Durante muchos años la función de gobierno en la ciudad de México no fue política, fue administrativa. Por eso todo se controlaba desde un Departamento (Central o del DF), pero se gobernaba desde Los Pinos.
Era un poco la receta porfiriana bastante trasnochada: mucha administración, poca política.
El presidente de la república, todos lo sabemos, tenía entre sus múltiples funciones y potencias, el gobierno de la ciudad de México, cuyo ejercicio se realizaba a través de un Departamento cuyo Jefe, él nombraba libremente.
O removía, como hicieron Gustavo Díaz Ordaz con Ernesto P. Uruchurtu y Luis Echeverría con Alfonso Martínez Domínguez, por ejemplos.
Eso, dicen, fue erradicado cuando los habitantes de la ciudad pudieron elegir a su gobernante. Pero nunca lo hicieron con la plenitud de los demás rumbos nacionales.
La dependencia administrativa se sustituyó por una compleja estructura contrahecha, limitada; en muchos sentidos amorfa y poco funcional. A eso se le llamó estatuto.
Hoy se siguen llamando “delegaciones” a las áreas de división política de la capital y a los “delegados” (elegidos por voto directo y universal) , “jefes delegacionales”, lo cual además de ser un absurdo resulta otra contractura en el tejido.
No vamos a ahora a regresar al tema de la futura Constitución cuyo maltrecho diseño concluyó hace apenas unas semanas y hoy duerme el sueño eterno en la hielera de la Cámara de Diputados.
Todo esto guarda relación con las informaciones recientes, usadas casi todas ellas como petardos en la escaramuza electoral en cuyo desarrollo se considera irregular o al menos no recomendable, el domicilio de quienes quieren gobernar (o administrar) una jurisdicción de las 16 en cuyo mosaico se divide la capital del país.

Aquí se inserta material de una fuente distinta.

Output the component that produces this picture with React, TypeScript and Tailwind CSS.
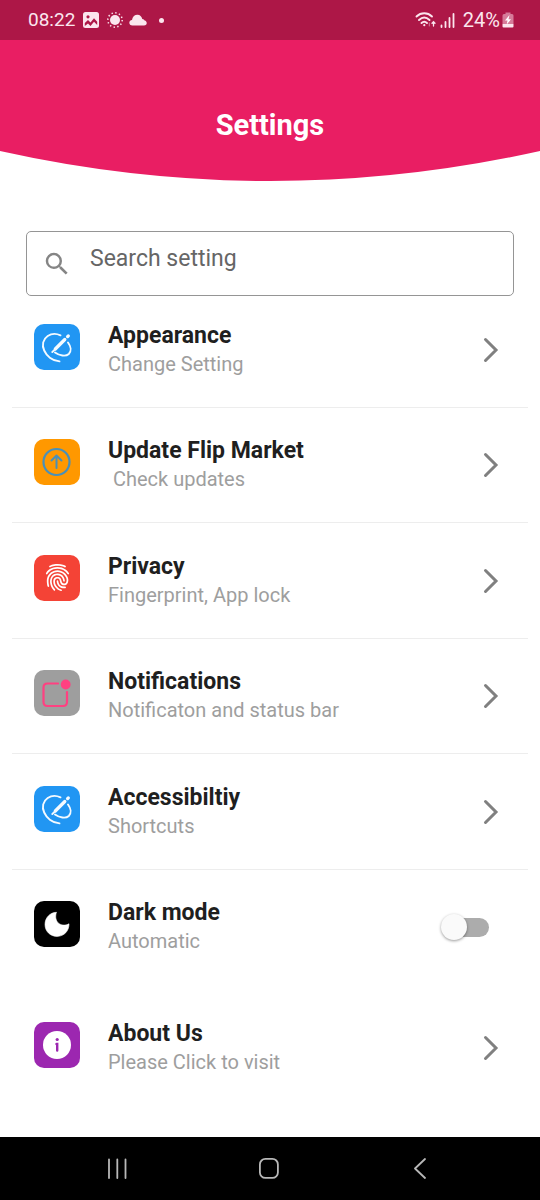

No hay ley para exigir residencia o domicilio en una delegación si se quiere competir electoralmente por otra. Nunca se puso en el estatuto, jamás se previó, pues la figura misma del delegado, al ser de orden administrativo y por cesión de responsabilidades de un superior (se administraba una jurisdicción política), no reparaba en esas minucias domiciliarias.

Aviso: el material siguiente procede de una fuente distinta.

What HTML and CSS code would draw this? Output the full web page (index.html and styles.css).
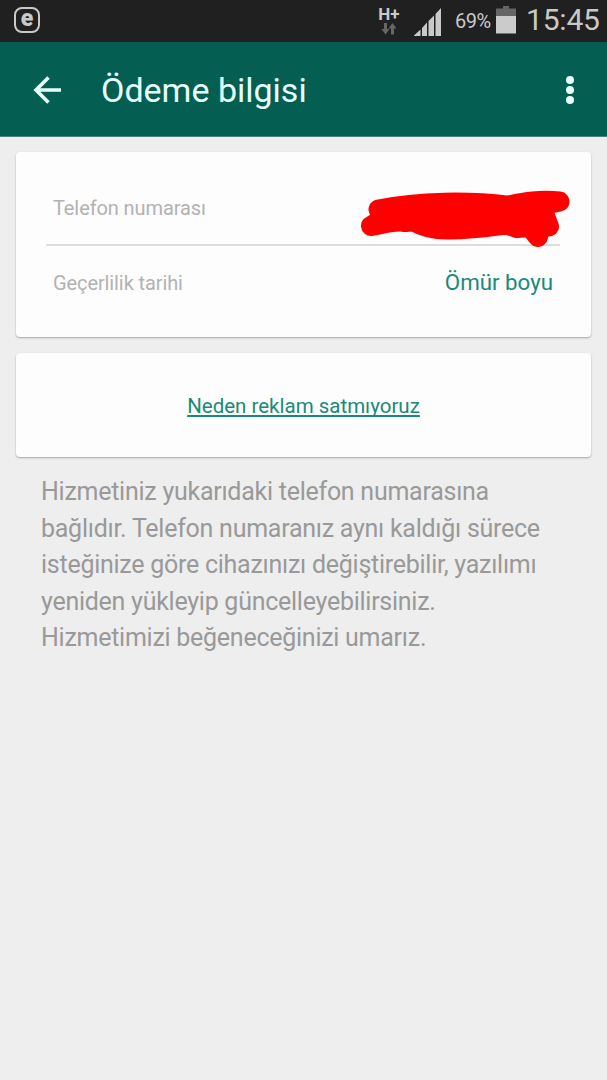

Supuestamente un vecino comprendería mejor los problemas y necesidades de una zona de la ciudad (como sucede en los municipios) , pero eso nunca ha sido así. Suena conveniente, pero no es obligatorio. Suena lógico, pero una cosa es la lógica y otra la política, al menos en esta sufrida ciudad cuyos problemas se han agudizado con eso de la “democratización” de los cargos administrativos.
Una de las aberraciones en este sentido fue durante muchos años la oriundez de los gobernantes de la ciudad. Durante 300 años venían de ultramar. Eran virreyes.
Después, en la vida independiente, los caudillos provenían de todas partes. José Morán (1823), de Querétaro y Valentín Canalizo (N.L) en 1843, por citar solo un par o hasta dos gringos durante la guerra del 47 contra Estados Unidos. Tal fue el caso de Stephen Watts Kearny nacido en Newark. N.Y. y William O. Buttler.
Gobernaron esta ciudad Pedro María Anaya, Pedro Rincón Gallardo, Ponciano Arriaga y Guillermo de Landa y Escandón. También, Vito Alessio Robles y el general Francisco Serrano cuyo fin en Huitzilac todos conocemos.
Pero esta ciudad es extraña, compleja y diversa. Su suelo es un lodazal en cuyos grumos aún se advierte la sangre del teocali, el llanto de la Conquista y la pedacería de carne y huesos de guerras, batallas, enfrentamientos y pena humana acumulada a lo largo del tiempo.
Por eso hoy los “jefes delegacionales” son “chapulines” en el salto de las ambiciones de sus partidos, por eso hemos llegado al triste espectáculo de renuncias masivas para colmar sillones en una asamblea incapaz hasta para redactar una nueva constitución o un Poder Legislativo sin otro fin más allá de una aduana en la carrera política de la administración pública.
Mala administración, peor política. Eso nos tocó vivir.